Nearly Half of Borrowers Under 40 Sitting Underwater: Zillow
By: Esther Cho
The share of homeowners with underwater mortgages continued its decline in the second quarter, according to the Zillow Negative Equity Report.
About 15.3 million homeowners with a mortgage were underwater, or 30.9 percent, a drop from 15.7 million or 31.4 percent.
The report also revealed that negative equity more often affects younger age groups, with nearly half (48 percent) of borrowers under 40 with an underwater mortgage.

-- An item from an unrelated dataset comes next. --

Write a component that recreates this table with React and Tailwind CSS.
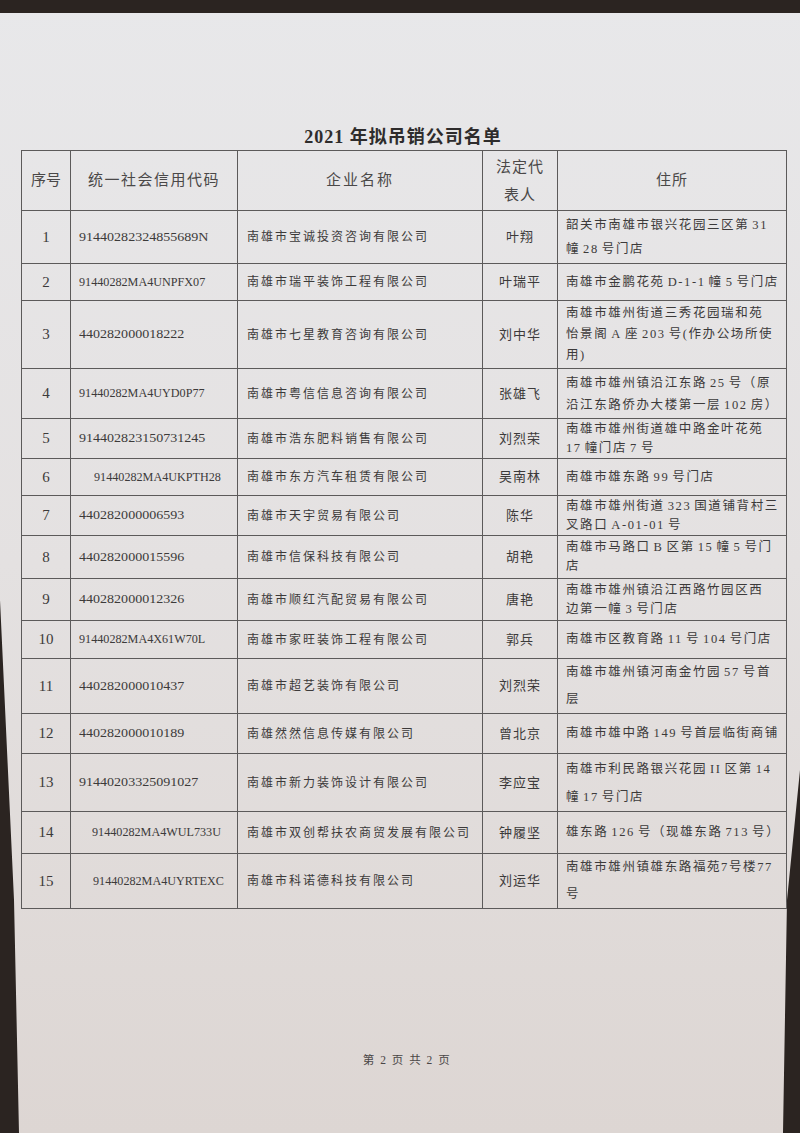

Those between 30 and 34 however, were above that average, with 50.8 percent affected by negative equity. Among those over 50, negative equity was less prevalent for those in the older age category, with only 12.4 percent of people 75 or older affected by negative equity compared to 28.1 percent for those between 50 and 54.
While younger borrowers are more likely to be underwater, they are less likely to be delinquent compared to older groups.
According to the report, underwater borrowers between the ages of 20 and 24 have a serious delinquency rate (90 days or more past due) of 5.9 percent, while the overall rate is 9.2 percent for all underwater borrowers.
“Rising home values in the second quarter caused a decline in the number of underwater borrowers, but young homeowners continue to be disproportionately affected by negative equity,” said Zillow Chief Economist Dr. Stan Humphries. “We hear about tight inventory in many markets, and it’s clear where this is coming from. Negative equity is trapping young people in their homes, preventing them from selling. These homes are likely the very starter homes potential first-time homebuyers are seeking.”
Among the 30 largest markets Zillow tracks, Phoenix saw the steepest drop in negatively equity, falling from 55.5 percent to 51.6 percent. Miami-Ft. Lauderdale also saw a significant drop from 46.4 percent to 43.7 percent.
The Las Vegas metro continues to have a high percentage of mortgages counted as underwater. For the second quarter, its negative equity rate was 68.5 percent.
On the other hand, Boston had a negative equity rate of 15.6 percent.